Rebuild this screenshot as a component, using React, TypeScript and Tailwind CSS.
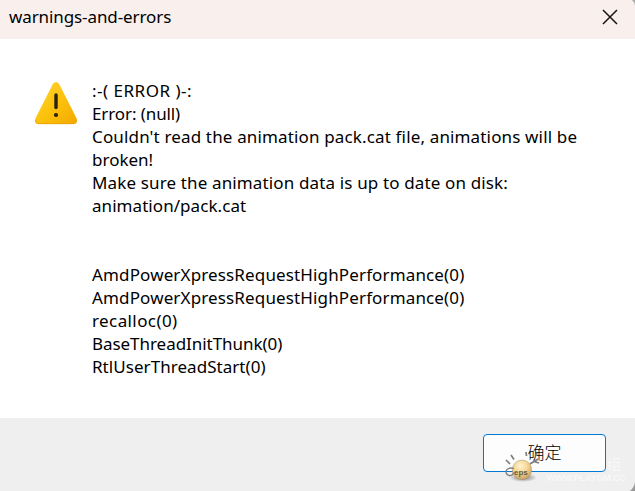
import React from 'react';

interface MessageLine {
    text: string;
    spacing: string;
}

const lines: MessageLine[] = [
    { text: ':-( ERROR )-:', spacing: 'tracking-[0.5px]' },
    { text: 'Error: (null)', spacing: 'tracking-[-0.1px]' },
    { text: "Couldn't read the animation pack.cat file, animations will be", spacing: 'tracking-[0.15px]' },
    { text: 'broken!', spacing: 'tracking-[0px]' },
    { text: 'Make sure the animation data is up to date on disk:', spacing: 'tracking-[0.14px]' },
    { text: 'animation/pack.cat', spacing: 'tracking-[0.06px]' },
    { text: '', spacing: 'tracking-[0px]' },
    { text: '', spacing: 'tracking-[0px]' },
    { text: 'AmdPowerXpressRequestHighPerformance(0)', spacing: 'tracking-[0.14px]' },
    { text: 'AmdPowerXpressRequestHighPerformance(0)', spacing: 'tracking-[0.14px]' },
    { text: 'recalloc(0)', spacing: 'tracking-[0.4px]' },
    { text: 'BaseThreadInitThunk(0)', spacing: 'tracking-[-0.05px]' },
    { text: 'RtlUserThreadStart(0)', spacing: 'tracking-[0.05px]' },
];

const WarningIcon: React.FC = () => (
    <svg className="h-[44px] w-[44px] shrink-0" viewBox="0 0 44 44">
        <defs>
            <linearGradient id="warn" x1="0" y1="0" x2="1" y2="1">
                <stop offset="0" stopColor="#ffd43a" />
                <stop offset="0.5" stopColor="#fcc30c" />
                <stop offset="1" stopColor="#f5a800" />
            </linearGradient>
        </defs>
        <path d="M18.7 2.2Q22 -2 25.3 2.2L42.6 36.5Q44.2 41.5 39.5 42H4.5Q-0.2 41.5 1.4 36.5Z" fill="url(#warn)" />
        <path d="M1.6 38Q1.5 41.5 4.5 41.7H39.5Q42.5 41.5 42.4 38" fill="none" stroke="#e99d08" strokeWidth="0.8" />
        <path d="M22 13V25.5" stroke="#29220b" strokeWidth="3.4" strokeLinecap="round" />
        <circle cx="22" cy="33" r="2.1" fill="#29220b" />
    </svg>
);

// Bomb mascot of the site stamp
const Mascot: React.FC = () => (
    <svg className="absolute left-[504px] top-[450px] h-[34px] w-[38px]" viewBox="0 0 38 34">
        <defs>
            <radialGradient id="ball" cx="0.42" cy="0.3" r="0.75">
                <stop offset="0" stopColor="#fff3d4" />
                <stop offset="0.5" stopColor="#f5d58f" />
                <stop offset="1" stopColor="#c49c5c" />
            </radialGradient>
            <radialGradient id="shade">
                <stop offset="0" stopColor="#555" stopOpacity="0.8" />
                <stop offset="1" stopColor="#555" stopOpacity="0" />
            </radialGradient>
        </defs>
        <ellipse cx="19" cy="27.5" rx="14" ry="4.5" fill="url(#shade)" />
        <path d="M2 10L6 14M7 5L10 9.5M22 2L22.5 6" fill="none" stroke="#7d7d7d" strokeWidth="1.7" />
        <path d="M26 14L30 11.5L35 13M30 11.5L34 9M33 3L32 6" fill="none" stroke="#7d7d7d" strokeWidth="1.7" />
        <circle cx="18" cy="19.8" r="9.7" fill="url(#ball)" stroke="#a58b62" strokeWidth="0.5" />
        <path d="M10 18.5Q5 17 2.5 20Q1 24 5 25.5Q9 26 9.5 22.5" fill="none" stroke="#7d7d7d" strokeWidth="1.3" />
        <text x="10" y="24.5" fontFamily="Liberation Sans, sans-serif" fontSize="8" fontWeight="700" fill="#635a43">eps</text>
    </svg>
);

const App: React.FC = () => {
    return (
        <div className="relative flex h-[491px] w-[635px] flex-col overflow-hidden bg-white font-['Noto_Sans','Noto_Sans_CJK_SC',sans-serif] text-black">
            <header className="flex h-[39px] shrink-0 items-center justify-between bg-[#f9f0ee] pb-[5px] pl-[9px] pr-[17px]">
                <h1 className="text-[17px] leading-6 tracking-[-0.1px]">warnings-and-errors</h1>
                <button aria-label="Close">
                    <svg className="block h-[16px] w-[16px]" viewBox="0 0 16 16">
                        <path d="M1 1L15 15M15 1L1 15" stroke="#181414" strokeWidth="1.5" />
                    </svg>
                </button>
            </header>

            <main className="flex flex-1 items-start pl-[34px] pt-[40px]">
                <div className="pt-[3px]">
                    <WarningIcon />
                </div>
                <div className="pl-[14px] text-[17px] leading-[23px]">
                    {lines.map((line, i) => (
                        <p key={i} className={`h-[23px] whitespace-pre ${line.spacing}`}>{line.text}</p>
                    ))}
                </div>
            </main>

            <footer className="flex h-[73px] shrink-0 items-start justify-end bg-[#efefef] pr-[29px] pt-[16px]">
                <button className="h-[38px] w-[123px] rounded-[4px] border border-[#0078d4] bg-[#fdfdfd] pb-[2px] font-['Noto_Sans_CJK_SC',sans-serif] text-[17px] font-light leading-[34px]">确定</button>
            </footer>

            {/* Site stamp over the footer */}
            <Mascot />
            <div className="absolute left-[547px] top-[473px] whitespace-nowrap font-['Liberation_Sans',sans-serif] text-[9px] font-bold leading-[10px] tracking-[-0.15px] text-[#f8f8f8]">WWW.PLAYGM.CC</div>
            <div className="absolute left-[607px] top-[454px] font-['Noto_Sans_CJK_SC',sans-serif] text-[14px] leading-[18px] text-[#f8f8f8]">组</div>
            <svg className="absolute bottom-0 right-0 h-[9px] w-[5px]" viewBox="0 0 5 9">
                <path d="M5 0V9H0Q4 6 5 0Z" fill="#999" />
            </svg>
            <svg className="absolute right-0 top-0 h-[6px] w-[3px]" viewBox="0 0 3 6">
                <path d="M0 0H3V6Q2.5 2 0 0Z" fill="#aaa" />
            </svg>
        </div>
    );
};

export default App;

-.-.-

Required work
Filter out all lines lacking the word "React" and copy the rest.

Task output
Rebuild this screenshot as a component, using React, TypeScript and Tailwind CSS.
import React from 'react';
const WarningIcon: React.FC = () => (
const Mascot: React.FC = () => (
const App: React.FC = () => {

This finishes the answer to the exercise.